Antimicrobial activity against select food-borne pathogens by phenolic antioxidants enriched in cranberry pomace by solid-state bioprocessing using the food grade fungus Rhizopus oligosporus

Abstract

Listeria monocytogenes, Vibrio parahaemolyticus and Escherichia coli 0157:H7 are important food-borne pathogens. Control of these pathogens using synthetic antimicrobials such as currently approved antibiotics is challenging due to potential development of resistance. A profile of antimicrobials compared to a single compound could be potentially more effective. Cranberry pomace is a byproduct of the cranberry processing industry. Solid-state bioprocessing of cranberry pomace using the food grade fungus Rhizopus oligosporus improves phenolic and antioxidant profiles. We hypothesize that these phytochemicals mobilized during pomace bioprocessing could improve the antimicrobial functionality. The objective of this research was to use the food grade fungus R. oligosporus to release phenolic aglycones and relate its antioxidant functionality and diphenyl mobilization to antimicrobial activity against L. monocytogenes, V. parahaemolyticus and E. coli 0157:H7. Bioprocessing of pomace was done for 20 days with R. oligosporus. Total phenolics in water extracts were assayed using a Folin-Ciocalteu method. The antioxidant potential was measured using a β-carotene oxidation system (APF) and 1,1-diphenyl-2-picrylhydrazyl-radical (DPPH) system.

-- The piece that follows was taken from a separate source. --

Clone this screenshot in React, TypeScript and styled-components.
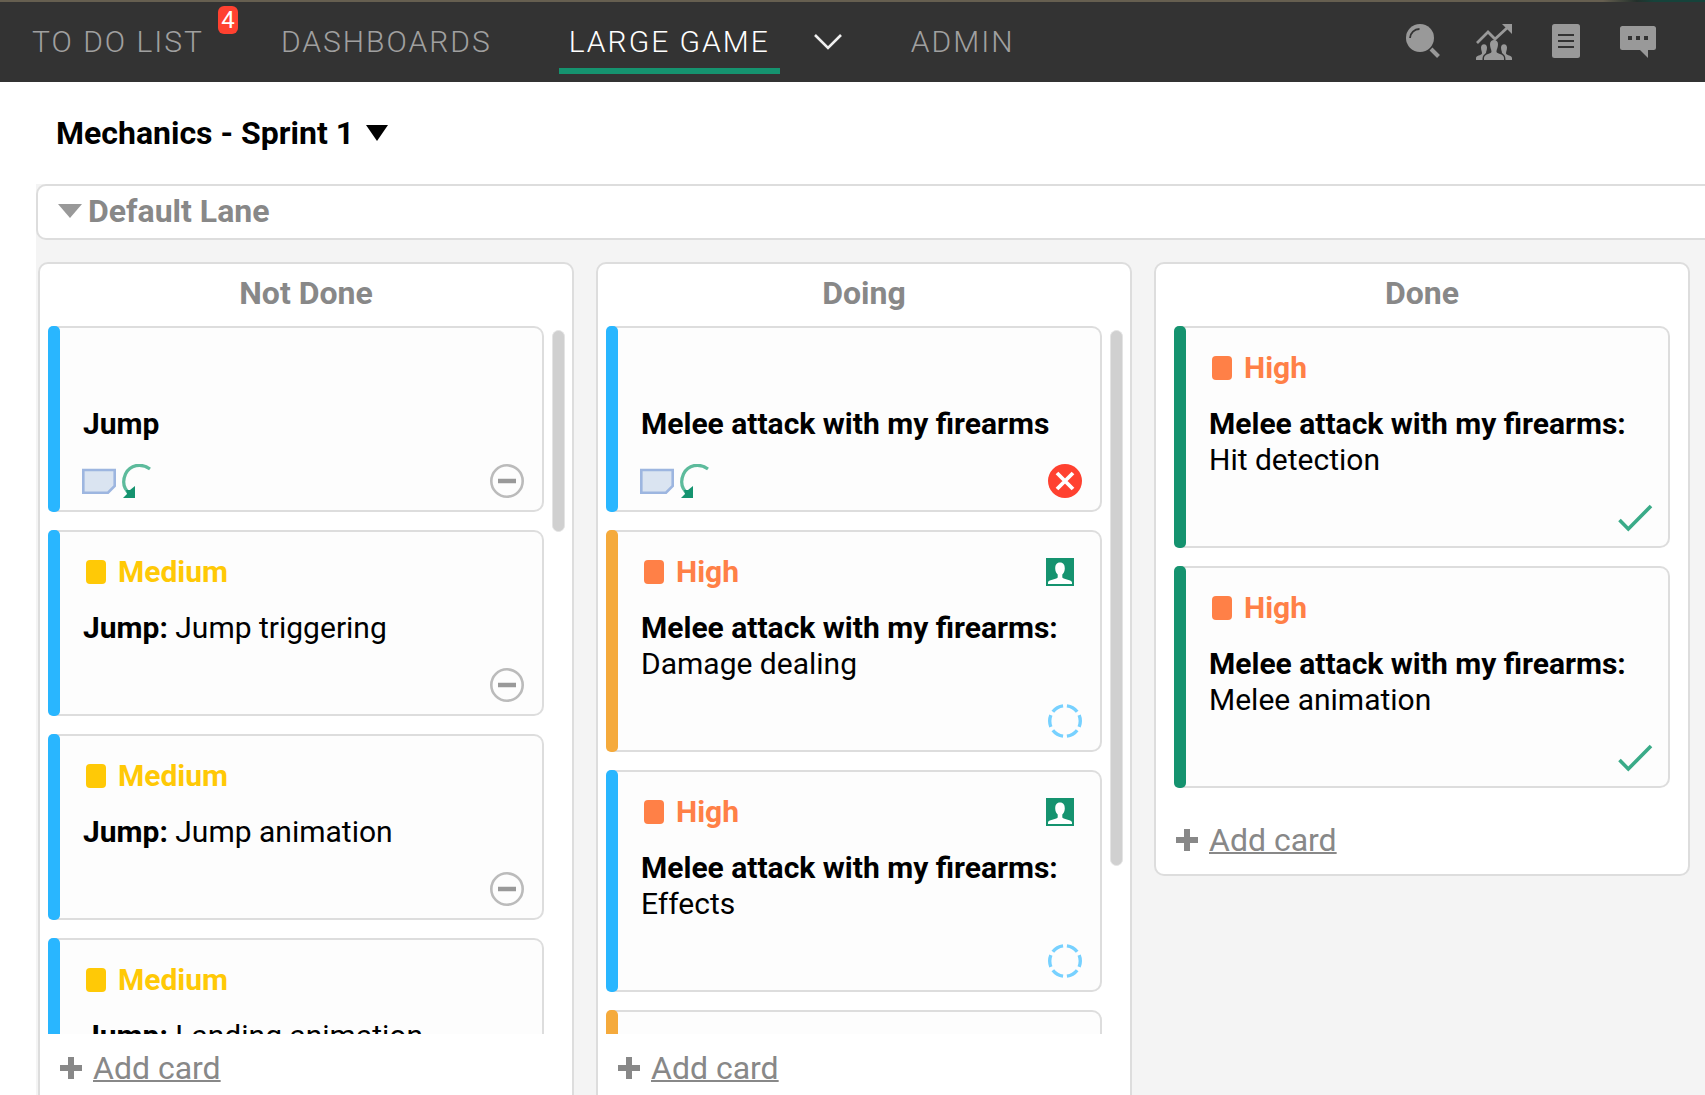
import React from "react";
import styled, { createGlobalStyle } from "styled-components";

const color = {
  bar: "#333333",
  navText: "#a0a0a0",
  icon: "#999999",
  green: "#15936f",
  blue: "#29b6ff",
  orange: "#f5aa3c",
  red: "#ff4130",
  high: "#ff8047",
  medium: "#ffc906",
  line: "#dddddd",
  muted: "#888888",
  board: "#f4f4f4",
};

const GlobalStyle = createGlobalStyle`
  *, *::before, *::after { box-sizing: border-box; }
  body {
    margin: 0;
    overflow: hidden;
    background: #ffffff;
    color: #000000;
    font-family: Roboto, "Liberation Sans", sans-serif;
    font-size: 30px;
    line-height: 36px;
  }
  h1, h2, h3, p { margin: 0; font-size: inherit; font-weight: inherit; }
  button {
    padding: 0;
    border: 0;
    background: none;
    color: inherit;
    font: inherit;
    cursor: pointer;
  }
  svg { display: block; }
`;

const Page = styled.div`
  display: flex;
  flex-direction: column;
  height: 100vh;
`;

const TopStrip = styled.div`
  flex: none;
  height: 2px;
  background: linear-gradient(to right, #665f50 94%, #22302b 96%, #16433b 97%);
`;

const TopBar = styled.header`
  flex: none;
  display: flex;
  justify-content: space-between;
  height: 80px;
  padding: 0 49px 0 22px;
  background: ${color.bar};
`;

const Nav = styled.nav`
  display: flex;
  align-items: flex-start;
  gap: 57px;
`;

const NavGroup = styled.div`
  display: flex;
  align-items: flex-start;
  gap: 32px;
`;

const NavLink = styled.a<{ $active?: boolean }>`
  position: relative;
  padding: 22px 10px 8px;
  border-bottom: 6px solid ${(p) => (p.$active ? color.green : "transparent")};
  color: ${(p) => (p.$active ? "#ffffff" : color.navText)};
  font-weight: 300;
  letter-spacing: 2px;
  text-decoration: none;
  white-space: nowrap;
`;

const Badge = styled.span`
  position: absolute;
  top: 4px;
  left: calc(100% + 4px);
  width: 20px;
  border-radius: 6px;
  background: ${color.red};
  color: #ffffff;
  font-size: 24px;
  font-weight: 400;
  line-height: 28px;
  letter-spacing: 0;
  text-align: center;
`;

const NavToggle = styled.button`
  display: flex;
  align-items: center;
  justify-content: center;
  width: 32px;
  height: 80px;
`;

const Tools = styled.div`
  display: flex;
  align-items: center;
  gap: 36px;
  color: ${color.icon};
`;

const BoardTitle = styled.div`
  flex: none;
  display: flex;
  align-items: center;
  height: 102px;
  padding: 0 56px;
`;

const SprintPicker = styled.button`
  display: flex;
  align-items: center;
  gap: 12px;
  font-weight: 700;
  font-size: 32px;
`;

const Board = styled.main`
  flex: 1;
  margin-left: 36px;
  background: ${color.board};
`;

const LaneHeader = styled.button`
  display: flex;
  align-items: center;
  gap: 6px;
  width: calc(100% + 12px);
  height: 56px;
  padding: 0 20px 2px;
  border: 2px solid ${color.line};
  border-radius: 10px;
  background: #ffffff;
  color: ${color.muted};
  font-size: 32px;
  font-weight: 700;
`;

const Columns = styled.div`
  display: grid;
  grid-template-columns: repeat(3, minmax(0, 1fr));
  align-items: start;
  gap: 22px;
  padding: 22px 15px 22px 2px;
`;

const ColumnBox = styled.section`
  border: 2px solid ${color.line};
  border-radius: 10px;
  background: #ffffff;
`;

const ColumnTitle = styled.h2`
  padding: 11px 0 15px;
  color: ${color.muted};
  font-size: 32px;
  font-weight: 700;
  text-align: center;
`;

const ColumnBody = styled.div<{ $scrolls: boolean }>`
  display: flex;
  gap: 8px;
  max-height: calc(100vh - 387px);
  padding: ${(p) => (p.$scrolls ? "0 7px 0 8px" : "0 18px")};
`;

const CardList = styled.div`
  flex: 1;
  min-width: 0;
  overflow-y: auto;
  scrollbar-width: none;
`;

const ScrollThumb = styled.div<{ $size: number }>`
  flex: none;
  width: 13px;
  height: ${(p) => p.$size}px;
  margin-top: 4px;
  border: 1px solid #e4e4e4;
  border-radius: 7px;
  background: #d0d0d0;
`;

const CardBox = styled.article`
  display: flex;
  margin-bottom: 18px;
`;

const StripeLayer = styled.div`
  display: flex;
  z-index: 1;
`;

const Stripe = styled.div<{ $color: string }>`
  flex: none;
  width: 12px;
  border-radius: 5px;
  background: ${(p) => p.$color};
`;

const CardBody = styled.div`
  flex: 1;
  min-width: 0;
  margin-left: -6px;
  padding: 22px 18px 12px 28px;
  border: 2px solid ${color.line};
  border-left: 0;
  border-radius: 0 10px 10px 0;
  background: #fdfdfd;
  background-clip: padding-box;
`;

const CardTop = styled.div`
  display: flex;
  align-items: center;
  justify-content: space-between;
  height: 36px;
  margin-bottom: 20px;
  padding: 0 8px 0 4px;
`;

const Priority = styled.span<{ $color: string }>`
  display: flex;
  align-items: center;
  gap: 12px;
  color: ${(p) => p.$color};
  font-weight: 700;

  &::before {
    content: "";
    width: 20px;
    height: 24px;
    border-radius: 4px;
    background: currentColor;
  }
`;

const CardTitle = styled.p`
  min-height: 36px;
  padding-left: 1px;
`;

const Story = styled.span`
  font-weight: 700;
`;

const CardBottom = styled.div`
  display: flex;
  align-items: center;
  justify-content: space-between;
  height: 34px;
  margin-top: 22px;
`;

const CardMarks = styled.div`
  display: flex;
  align-items: center;
  gap: 6px;
`;

const StatusSvg = styled.svg`
  overflow: visible;
`;

const ColumnFooter = styled.div`
  display: flex;
  align-items: center;
  gap: 11px;
  padding: 16px 20px;
  color: ${color.muted};
`;

const AddLink = styled.a`
  color: inherit;
  font-size: 32px;
  text-decoration: underline;
  text-decoration-thickness: 2px;
  text-decoration-skip-ink: none;
  text-underline-offset: 1px;
`;

function SearchIcon() {
  return (
    <svg width="36" height="36" viewBox="0 0 36 36">
      <circle cx="16" cy="14" r="14" fill="currentColor" />
      <path d="M6 14 A9.500 9.500 0 0 1 15.500 5" fill="none" stroke={color.bar} strokeWidth="1.8" />
      <path d="M27 25 L34.5 32.5" stroke="currentColor" strokeWidth="4" />
    </svg>
  );
}

function TrendIcon() {
  return (
    <svg width="36" height="36" viewBox="0 0 36 36" fill="currentColor">
      <path d="M1 19 L12 8 L19 15 L31 4" fill="none" stroke="currentColor" strokeWidth="2.8" />
      <path d="M26 0 H36 V10 Z" />
      <path d="M14 20 C14 14.500 22 14.500 22 20 C22 24 20.500 25 20.500 28 C21.500 30 28 30 28 34 V36 H8 V34 C8 30 14.500 30 15.500 28 C15.500 25 14 24 14 20 Z" />
      <path d="M5 23.500 C5 19 11 19 11 23.500 C11 26.500 10 27 10 29 C7.500 31 6.500 32 6.500 36 H0 V34 C0 31.500 5 31.500 6 29.500 C6 27 5 26.500 5 23.500 Z" />
      <path d="M31 23.500 C31 19 25 19 25 23.500 C25 26.500 26 27 26 29 C28.500 31 29.500 32 29.500 36 H36 V34 C36 31.500 31 31.500 30 29.500 C30 27 31 26.500 31 23.500 Z" />
    </svg>
  );
}

function NotesIcon() {
  return (
    <svg width="36" height="36" viewBox="0 0 36 36">
      <rect x="4" y="0" width="28" height="34" rx="2.500" fill="currentColor" />
      <path d="M10 11 H26 M10 17 H26 M10 23 H26" stroke={color.bar} strokeWidth="2" />
    </svg>
  );
}

function ChatIcon() {
  return (
    <svg width="36" height="36" viewBox="0 0 36 36">
      <path
        d="M2.500 2 H33.500 Q36 2 36 4.500 V23.500 Q36 26 33.500 26 H28 V34 L20 26 H2.500 Q0 26 0 23.500 V4.500 Q0 2 2.500 2 Z"
        fill="currentColor"
      />
      <path d="M8 12 h4 v4 h-4 z M16 12 h4 v4 h-4 z M24 12 h4 v4 h-4 z" fill={color.bar} />
    </svg>
  );
}

function ChevronIcon() {
  return (
    <svg width="28" height="18" viewBox="0 0 28 18">
      <path d="M1 2 L14 15 L27 2" fill="none" stroke="#f0f0f0" strokeWidth="2.6" />
    </svg>
  );
}

function Caret({ width, height, fill }: { width: number; height: number; fill: string }) {
  return (
    <svg width={width} height={height} viewBox="0 0 22 16" preserveAspectRatio="none">
      <path d="M0 0 H22 L11 16 Z" fill={fill} />
    </svg>
  );
}

function StoryIcon() {
  return (
    <svg width="34" height="34" viewBox="0 0 34 34">
      <path d="M1.300 6 H32.700 V22 L26 28.700 H1.300 Z" fill="#dae4f1" stroke="#9db6e0" strokeWidth="2.600" />
    </svg>
  );
}

function ReturnIcon() {
  return (
    <svg width="30" height="34" viewBox="0 0 30 34">
      <path d="M28 5 C19 -1.500 8 1 3.500 10 C0 18 2 25 8 30" fill="none" stroke="#5dbb9c" strokeWidth="3.200" />
      <path d="M13 22 V34 H1 L5 30 L4 26 H8 Z" fill={color.green} />
    </svg>
  );
}

function PersonIcon() {
  return (
    <svg width="28" height="28" viewBox="0 0 28 28" role="img" aria-label="Assigned">
      <rect width="28" height="28" fill={color.green} />
      <path
        d="M14 4.500 C17.500 4.500 18.800 7 18.800 10.500 C18.800 13.500 17.500 15.500 16.300 16.500 V19.500 C18 21.500 26 21.500 26 24.500 V26 H2 V24.500 C2 21.500 10 21.500 11.700 19.500 V16.500 C10.500 15.500 9.200 13.500 9.200 10.500 C9.200 7 10.500 4.500 14 4.500 Z"
        fill="#ffffff"
      />
    </svg>
  );
}

function PlusIcon() {
  return (
    <svg width="22" height="22" viewBox="0 0 22 22">
      <path d="M11 0 V22 M0 11 H22" stroke="currentColor" strokeWidth="6" />
    </svg>
  );
}

type Status = "open" | "blocked" | "progress" | "done";

function StatusIcon({ status }: { status: Status }) {
  return (
    <StatusSvg width="34" height="34" viewBox="0 0 34 34" role="img" aria-label={status} fill="none">
      {status === "open" && (
        <>
          <circle cx="17" cy="17" r="15.700" stroke="#bbbbbb" strokeWidth="2.600" />
          <path d="M8 17 H26" stroke="#999999" strokeWidth="4.500" />
        </>
      )}
      {status === "blocked" && (
        <>
          <circle cx="17" cy="17" r="17" fill={color.red} />
          <path d="M9 9 L25 25 M25 9 L9 25" stroke="#ffffff" strokeWidth="3.800" />
        </>
      )}
      {status === "progress" && (
        <circle
          cx="17"
          cy="17"
          r="15.300"
          stroke="#77d1ff"
          strokeWidth="3.400"
          pathLength="60"
          strokeDasharray="7.500 2.500"
          strokeDashoffset="3.750"
        />
      )}
      {status === "done" && <path d="M3.500 20 L12.300 29 L35 6" stroke="#3aab88" strokeWidth="3.600" />}
    </StatusSvg>
  );
}

type CardData = {
  stripe: string;
  priority?: "High" | "Medium";
  assigned?: boolean;
  story?: string;
  task?: string;
  status: Status;
};

const melee = "Melee attack with my firearms";

const columns: { title: string; thumb?: number; cards: CardData[] }[] = [
  {
    title: "Not Done",
    thumb: 202,
    cards: [
      { stripe: color.blue, story: "Jump", status: "open" },
      { stripe: color.blue, priority: "Medium", story: "Jump", task: "Jump triggering", status: "open" },
      { stripe: color.blue, priority: "Medium", story: "Jump", task: "Jump animation", status: "open" },
      { stripe: color.blue, priority: "Medium", story: "Jump", task: "Landing animation", status: "open" },
    ],
  },
  {
    title: "Doing",
    thumb: 536,
    cards: [
      { stripe: color.blue, story: melee, status: "blocked" },
      { stripe: color.orange, priority: "High", assigned: true, story: melee, task: "Damage dealing", status: "progress" },
      { stripe: color.blue, priority: "High", assigned: true, story: melee, task: "Effects", status: "progress" },
      { stripe: color.orange, status: "progress" },
    ],
  },
  {
    title: "Done",
    cards: [
      { stripe: color.green, priority: "High", story: melee, task: "Hit detection", status: "done" },
      { stripe: color.green, priority: "High", story: melee, task: "Melee animation", status: "done" },
    ],
  },
];

function Card({ card }: { card: CardData }) {
  const isStory = Boolean(card.story) && !card.task;
  return (
    <CardBox>
      <StripeLayer>
        <Stripe $color={card.stripe} />
      </StripeLayer>
      <CardBody>
        <CardTop>
          {card.priority && (
            <Priority $color={card.priority === "High" ? color.high : color.medium}>{card.priority}</Priority>
          )}
          {card.assigned && <PersonIcon />}
        </CardTop>
        <CardTitle>
          <Story>{card.task ? `${card.story}:` : card.story}</Story>
          {card.task && ` ${card.task}`}
        </CardTitle>
        <CardBottom>
          <CardMarks>
            {isStory && (
              <>
                <StoryIcon />
                <ReturnIcon />
              </>
            )}
          </CardMarks>
          <StatusIcon status={card.status} />
        </CardBottom>
      </CardBody>
    </CardBox>
  );
}

export default function App() {
  return (
    <Page>
      <GlobalStyle />
      <TopStrip />
      <TopBar>
        <Nav>
          <NavLink href="#todo">
            TO DO LIST
            <Badge>4</Badge>
          </NavLink>
          <NavLink href="#dashboards">DASHBOARDS</NavLink>
          <NavGroup>
            <NavLink href="#game" $active>
              LARGE GAME
            </NavLink>
            <NavToggle aria-label="Switch project">
              <ChevronIcon />
            </NavToggle>
          </NavGroup>
          <NavLink href="#admin">ADMIN</NavLink>
        </Nav>
        <Tools>
          <button aria-label="Search"><SearchIcon /></button>
          <button aria-label="Team statistics"><TrendIcon /></button>
          <button aria-label="Notes"><NotesIcon /></button>
          <button aria-label="Messages"><ChatIcon /></button>
        </Tools>
      </TopBar>
      <BoardTitle>
        <h1>
          <SprintPicker>
            Mechanics - Sprint 1
            <Caret width={22} height={16} fill="#000000" />
          </SprintPicker>
        </h1>
      </BoardTitle>
      <Board>
        <LaneHeader aria-expanded="true">
          <Caret width={24} height={14} fill="#999999" />
          Default Lane
        </LaneHeader>
        <Columns>
          {columns.map((column) => (
            <ColumnBox key={column.title}>
              <ColumnTitle>{column.title}</ColumnTitle>
              <ColumnBody $scrolls={column.thumb !== undefined}>
                <CardList>
                  {column.cards.map((card, i) => (
                    <Card key={i} card={card} />
                  ))}
                </CardList>
                {column.thumb !== undefined && <ScrollThumb $size={column.thumb} />}
              </ColumnBody>
              <ColumnFooter>
                <PlusIcon />
                <AddLink href="#add">Add card</AddLink>
              </ColumnFooter>
            </ColumnBox>
          ))}
        </Columns>
      </Board>
    </Page>
  );
}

Changes in phenolic profiles were analyzed using HPLC. Antimicrobial activities of the extracts during growth were tested using standard disk assays. Soluble phenolics, antioxidant activity and ellagic acid concentrations were enriched by bioprocessing and antimicrobial activity of the extracts against L. monocytogenes and V. parahaemolyticus correlated with highest soluble phenolics and APF in the same extracts. For E. coli 0157:H7 inhibition correlated with the extracts corresponding to highest DPPH and ellagic acid concentration. The bioprocessing-based antimicrobial activity depended on different phenolic functional properties of the extracts. Sensitivity towards soluble phenolics reflected in DPPH activity suggested inhibition by the disruption of the membrane by hyperacidification. Whereas, sensitivity to APF and ellagic acid suggests potential antimicrobial activity by membrane-transport disruption. The variation in sensitivity of pathogens has implications for designing new food grade antimicrobials. This bioprocessing strategy can be an innovative approach to produce broad spectrum antimicrobials against important food-borne pathogens.